I’m reminded of Lyndon Johnson’s exploitation of Hubert Humphrey as his vice-President. Johnson locked Humphrey into the Vietnam misadventure, which almost certainly cost him the 1968 Presidential contest against Nixon.
Assuming the ALP gets up, I suppose this suggests the Liberal succession will go
– Costello as leader of the opposition
– Costello out through despair and ennui
– Abbott in.
Can the cycle go far enough to grind Abbott down as well?
David,
I fear that Abbott has much more resilience at this stage – bearing in mind he hasn’t had to spend the last nine years biting his tongue.
I suspect that the only way to put Abbott out of the running for the succession is his (improbable) defeat in Warringah, or a real implosion of the Liberal Party, when everyone who has been perceived as particularly close to Howard is garrotted because of Howard’s damage to the Liberal Party long-term.

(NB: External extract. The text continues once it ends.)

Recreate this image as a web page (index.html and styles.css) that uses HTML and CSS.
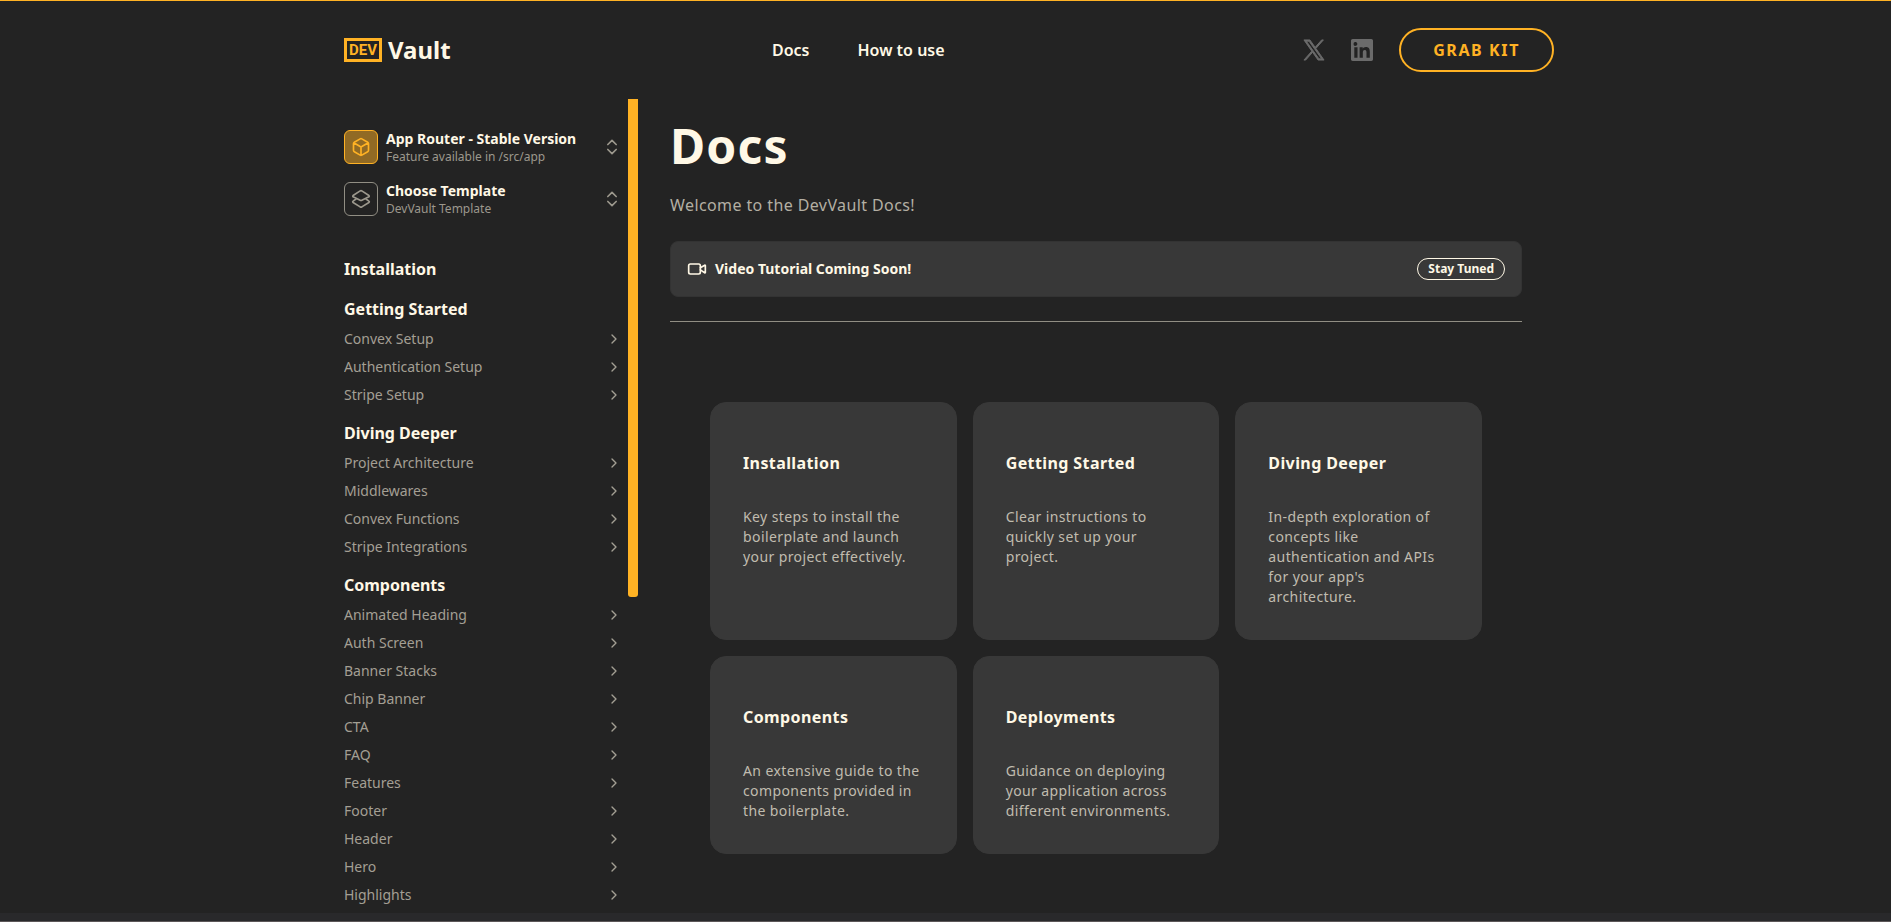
FILE: index.html
```html
<!DOCTYPE html>
<html lang="en">

<head>
  <meta charset="UTF-8" />
  <meta name="viewport" content="width=device-width, initial-scale=1.0" />
  <title>Docs | DevVault</title>
  <link rel="stylesheet" href="styles.css">
</head>

<body>
  <!-- Shared icons -->
  <svg class="sprite" aria-hidden="true">
    <symbol id="chevron-right" viewBox="0 0 24 24">
      <path d="m9 18 6-6-6-6" />
    </symbol>
    <symbol id="chevrons-up-down" viewBox="0 0 24 24">
      <path d="m7 15 5 5 5-5M7 9l5-5 5 5" />
    </symbol>
  </svg>

  <header class="header container">
    <a class="logo" href="#">
      <span class="logo-box">DEV</span>
      <span class="logo-name">Vault</span>
    </a>

    <nav class="nav">
      <a class="nav-link" href="#">Docs</a>
      <a class="nav-link" href="#">How to use</a>
    </nav>

    <div class="header-actions">
      <a class="social" href="#" aria-label="X">
        <svg class="social-icon" viewBox="0 0 24 24">
          <path d="M14.095 10.316 22.286 1h-1.94L13.23 9.088 7.551 1H1l8.59 12.231L1 23h1.94l7.51-8.543L16.45 23H23l-8.905-12.684ZM11.436 13.338l-.872-1.219L3.64 2.432h2.98l5.592 7.821.869 1.219 7.265 10.166h-2.982l-5.928-8.3Z" stroke="currentColor" stroke-width="1" />
        </svg>
      </a>
      <a class="social" href="#" aria-label="LinkedIn">
        <svg class="social-icon" viewBox="0 0 24 24">
          <path fill-rule="evenodd" d="M22.2 0H1.8C.8 0 0 .8 0 1.700v20.500C0 23.200.8 24 1.800 24h20.400c1 0 1.800-.8 1.800-1.800V1.700C24 .8 23.200 0 22.200 0ZM7.100 20.400H3.600V9h3.500v11.400ZM5.300 7.400a2.100 2.100 0 1 1 0-4.100 2.100 2.100 0 0 1 0 4.100ZM20.500 20.400h-3.600v-5.500c0-1.400 0-3-1.800-3-1.900 0-2.200 1.400-2.200 2.900v5.600H9.400V9h3.400v1.600c.5-.9 1.600-1.900 3.400-1.900 3.600 0 4.300 2.400 4.300 5.500v6.200Z" />
        </svg>
      </a>
      <button class="grab-button">GRAB KIT</button>
    </div>
  </header>

  <div class="layout container">
    <aside class="sidebar">
      <div class="sidebar-content">
        <div class="switchers">
          <button class="switcher">
            <span class="switcher-icon switcher-icon-active">
              <svg class="icon-20" viewBox="0 0 24 24">
                <path d="M21 8a2 2 0 0 0-1-1.730l-7-4a2 2 0 0 0-2 0l-7 4A2 2 0 0 0 3 8v8a2 2 0 0 0 1 1.730l7 4a2 2 0 0 0 2 0l7-4A2 2 0 0 0 21 16ZM3.300 7l8.700 5 8.700-5M12 22V12" />
              </svg>
            </span>
            <span class="switcher-text">
              <span class="switcher-title">App Router - Stable Version</span>
              <span class="switcher-sub">Feature available in /src/app</span>
            </span>
            <svg class="icon-20"><use href="#chevrons-up-down" /></svg>
          </button>
          <button class="switcher">
            <span class="switcher-icon">
              <svg class="icon-20" viewBox="0 0 24 24">
                <path d="M2.500 9.300a1 1 0 0 1 0-1.500L11 2.300a2 2 0 0 1 2 0l8.500 5.500a1 1 0 0 1 0 1.500L13 13.500a2 2 0 0 1-2 0ZM6 12l-3.500 2.500a1 1 0 0 0 0 1.700L11 21.500a2 2 0 0 0 2 0l8.500-5.300a1 1 0 0 0 0-1.700L18 12" />
              </svg>
            </span>
            <span class="switcher-text">
              <span class="switcher-title">Choose Template</span>
              <span class="switcher-sub">DevVault Template</span>
            </span>
            <svg class="icon-20"><use href="#chevrons-up-down" /></svg>
          </button>
        </div>

        <nav class="menu">
          <section>
            <h2 class="menu-title">Installation</h2>
          </section>
          <section>
            <h2 class="menu-title">Getting Started</h2>
            <a class="menu-link" href="#">Convex Setup <svg class="icon-16"><use href="#chevron-right" /></svg></a>
            <a class="menu-link" href="#">Authentication Setup <svg class="icon-16"><use href="#chevron-right" /></svg></a>
            <a class="menu-link" href="#">Stripe Setup <svg class="icon-16"><use href="#chevron-right" /></svg></a>
          </section>
          <section>
            <h2 class="menu-title">Diving Deeper</h2>
            <a class="menu-link" href="#">Project Architecture <svg class="icon-16"><use href="#chevron-right" /></svg></a>
            <a class="menu-link" href="#">Middlewares <svg class="icon-16"><use href="#chevron-right" /></svg></a>
            <a class="menu-link" href="#">Convex Functions <svg class="icon-16"><use href="#chevron-right" /></svg></a>
            <a class="menu-link" href="#">Stripe Integrations <svg class="icon-16"><use href="#chevron-right" /></svg></a>
          </section>
          <section>
            <h2 class="menu-title">Components</h2>
            <a class="menu-link" href="#">Animated Heading <svg class="icon-16"><use href="#chevron-right" /></svg></a>
            <a class="menu-link" href="#">Auth Screen <svg class="icon-16"><use href="#chevron-right" /></svg></a>
            <a class="menu-link" href="#">Banner Stacks <svg class="icon-16"><use href="#chevron-right" /></svg></a>
            <a class="menu-link" href="#">Chip Banner <svg class="icon-16"><use href="#chevron-right" /></svg></a>
            <a class="menu-link" href="#">CTA <svg class="icon-16"><use href="#chevron-right" /></svg></a>
            <a class="menu-link" href="#">FAQ <svg class="icon-16"><use href="#chevron-right" /></svg></a>
            <a class="menu-link" href="#">Features <svg class="icon-16"><use href="#chevron-right" /></svg></a>
            <a class="menu-link" href="#">Footer <svg class="icon-16"><use href="#chevron-right" /></svg></a>
            <a class="menu-link" href="#">Header <svg class="icon-16"><use href="#chevron-right" /></svg></a>
            <a class="menu-link" href="#">Hero <svg class="icon-16"><use href="#chevron-right" /></svg></a>
            <a class="menu-link" href="#">Highlights <svg class="icon-16"><use href="#chevron-right" /></svg></a>
          </section>
        </nav>
      </div>
      <div class="scroll-thumb"></div>
    </aside>

    <main class="main">
      <h1 class="page-title">Docs</h1>
      <p class="page-intro">Welcome to the DevVault Docs!</p>

      <div class="banner">
        <svg class="icon-20" viewBox="0 0 24 24">
          <rect x="2" y="6" width="14" height="12" rx="2" />
          <path d="m16 13 5.223 3.482a.5.5 0 0 0 .777-.416V7.870a.5.5 0 0 0-.752-.432L16 10.500" />
        </svg>
        <p class="banner-text">Video Tutorial Coming Soon!</p>
        <span class="badge">Stay Tuned</span>
      </div>

      <hr class="divider">

      <div class="cards">
        <a class="card" href="#">
          <h3 class="card-title">Installation</h3>
          <p class="card-text">Key steps to install the boilerplate and launch your project effectively.</p>
        </a>
        <a class="card" href="#">
          <h3 class="card-title">Getting Started</h3>
          <p class="card-text">Clear instructions to quickly set up your project.</p>
        </a>
        <a class="card" href="#">
          <h3 class="card-title">Diving Deeper</h3>
          <p class="card-text">In-depth exploration of concepts like authentication and APIs for your app's architecture.</p>
        </a>
        <a class="card" href="#">
          <h3 class="card-title">Components</h3>
          <p class="card-text">An extensive guide to the components provided in the boilerplate.</p>
        </a>
        <a class="card" href="#">
          <h3 class="card-title">Deployments</h3>
          <p class="card-text">Guidance on deploying your application across different environments.</p>
        </a>
      </div>
    </main>
  </div>

  <div class="bottom-edge"></div>
</body>

</html>
```

FILE: styles.css
```css
/* Base Reset */
* {
  margin: 0;
  padding: 0;
  box-sizing: border-box;
}

body {
  background-color: #232323;
  border-top: 1px solid #ffb224;
  color: #fff8e6;
  font-family: 'Noto Sans', sans-serif;
  font-size: 16px;
  line-height: 24px;
  height: 100vh;
  display: flex;
  flex-direction: column;
  overflow: hidden;
}

a {
  color: inherit;
  text-decoration: none;
}

button {
  background: none;
  border: none;
  color: inherit;
  font-family: inherit;
  cursor: pointer;
}

.container {
  width: 100%;
  max-width: 1217px;
  margin: 0 auto;
  padding-left: 7px;
}

/* Icons */
.sprite {
  display: none;
}

.icon-16,
.icon-20 {
  width: 16px;
  height: 16px;
  flex-shrink: 0;
  fill: none;
  stroke: currentColor;
  stroke-width: 2;
  stroke-linecap: round;
  stroke-linejoin: round;
}

.icon-20 {
  width: 20px;
  height: 20px;
}

/* Header */
.header {
  display: grid;
  grid-template-columns: 428px 1fr auto;
  align-items: center;
  height: 98px;
  flex-shrink: 0;
}

.logo {
  display: flex;
  align-items: center;
  gap: 6px;
}

.logo-box {
  display: flex;
  align-items: center;
  justify-content: center;
  width: 38px;
  height: 24px;
  border: 3px solid #ffb224;
  color: #ffb224;
  font-family: Roboto, sans-serif;
  font-size: 15px;
  font-weight: 700;
  line-height: 18px;
}

.logo-name {
  font-size: 24px;
  font-weight: 700;
  line-height: 32px;
}

.nav {
  display: flex;
  gap: 48px;
}

.nav-link {
  font-weight: 600;
}

.header-actions {
  display: flex;
  align-items: center;
  gap: 26px;
}

.social {
  display: flex;
  color: #6b6b6b;
}

.social-icon {
  width: 22px;
  height: 22px;
  fill: currentColor;
}

.grab-button {
  height: 44px;
  padding: 0 32px;
  border: 2px solid #ffb224;
  border-radius: 22px;
  color: #ffb224;
  font-size: 16px;
  font-weight: 700;
  letter-spacing: 0.1em;
}

/* Sidebar */
.layout {
  display: flex;
  flex: 1;
  min-height: 0;
}

.sidebar {
  display: flex;
  width: 294px;
  flex-shrink: 0;
  overflow: hidden;
}

.sidebar-content {
  flex: 1;
  padding: 30px 6px 0 0;
}

.scroll-thumb {
  width: 10px;
  height: 498px;
  background-color: #ffb224;
  border-radius: 0 0 3px 3px;
}

.switchers {
  display: flex;
  flex-direction: column;
  gap: 16px;
  margin-bottom: 40px;
}

.switcher {
  display: flex;
  align-items: center;
  gap: 8px;
  color: #9c988d;
  text-align: left;
}

.switcher-icon {
  display: flex;
  align-items: center;
  justify-content: center;
  width: 34px;
  height: 34px;
  border: 1px solid #918e84;
  border-radius: 6px;
}

.switcher-icon-active {
  background-color: #916a24;
  border-color: #ffb224;
  color: #ffb224;
}

.switcher-text {
  display: flex;
  flex-direction: column;
  flex: 1;
}

.switcher-title {
  color: #fff8e6;
  font-size: 14px;
  font-weight: 700;
  line-height: 20px;
}

.switcher-sub {
  font-size: 12px;
  line-height: 16px;
}

.menu {
  display: flex;
  flex-direction: column;
  gap: 12px;
}

.menu-title {
  font-size: 16px;
  font-weight: 700;
  margin-bottom: 4px;
}

.menu-link {
  display: flex;
  align-items: center;
  justify-content: space-between;
  height: 28px;
  color: #a39f94;
  font-size: 14px;
  line-height: 20px;
}

/* Main Content */
.main {
  flex: 1;
  min-width: 0;
  padding: 20px 32px 0;
}

.page-title {
  font-size: 48px;
  font-weight: 700;
  line-height: 54px;
  letter-spacing: 0.025em;
  margin-bottom: 20px;
}

.page-intro {
  color: #b3afa3;
  letter-spacing: 0.025em;
  margin-bottom: 24px;
}

.banner {
  display: flex;
  align-items: center;
  gap: 8px;
  height: 56px;
  padding: 0 16px;
  border: 1px solid #333;
  border-radius: 8px;
  background-color: #383838;
}

.banner-text {
  flex: 1;
  font-size: 14px;
  font-weight: 700;
  line-height: 20px;
}

.badge {
  padding: 2px 10px;
  border: 1px solid #fff8e6;
  border-radius: 11px;
  font-size: 12px;
  font-weight: 700;
  line-height: 16px;
}

.divider {
  border: none;
  height: 1px;
  margin: 24px 0 80px;
  background-color: #918e84;
}

.cards {
  display: grid;
  grid-template-columns: repeat(3, 1fr);
  gap: 16px;
  padding: 0 40px;
  letter-spacing: 0.025em;
}

.card {
  padding: 48px 32px 32px;
  border: 1px solid #383838;
  border-radius: 16px;
  background-color: #383838;
}

.card-title {
  font-size: 16px;
  font-weight: 700;
  margin-bottom: 32px;
}

.card-text {
  color: #c0bcaf;
  font-size: 14px;
  line-height: 20px;
}

/* Lighter strip along the bottom of the window */
.bottom-edge {
  position: fixed;
  left: 0;
  right: 0;
  bottom: 0;
  height: 9px;
  background-color: #29292b;
  border-bottom: 1px solid #5c5758;
}
```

Bear in mind, since 1996, Labor has won in Victoria, Tasmmania and Queensland (all entrenched) has won in SA (on the rise) and has won WA and consolidated in NSW. While the latter two now look shaky, the Liberals are looking a spent force. My take on this is that Howard has made one wing of the Party unwelcome (to put it mildly) and has bought off a number of former wets. If he loses, then they’ve lost all their patronage mechanisms and much of their raison d’etre. Crikey pointed out to-day that the Brisbane Lord Mayor (who won the top job, but lacks a majority of councillors, iirc) would be the most senior Liberal politician in the whole country in the event of a Howard loss. With the continuing decline of the Nats, there is potential for a thorough re-jigging on the non-Labor side, in the manner of Menzies’ efforts in establishing the Liberal Party in the 1940s.
That’s all highly speculative of course, and the rest of the analysis depends on one critical factor, that Latham wins.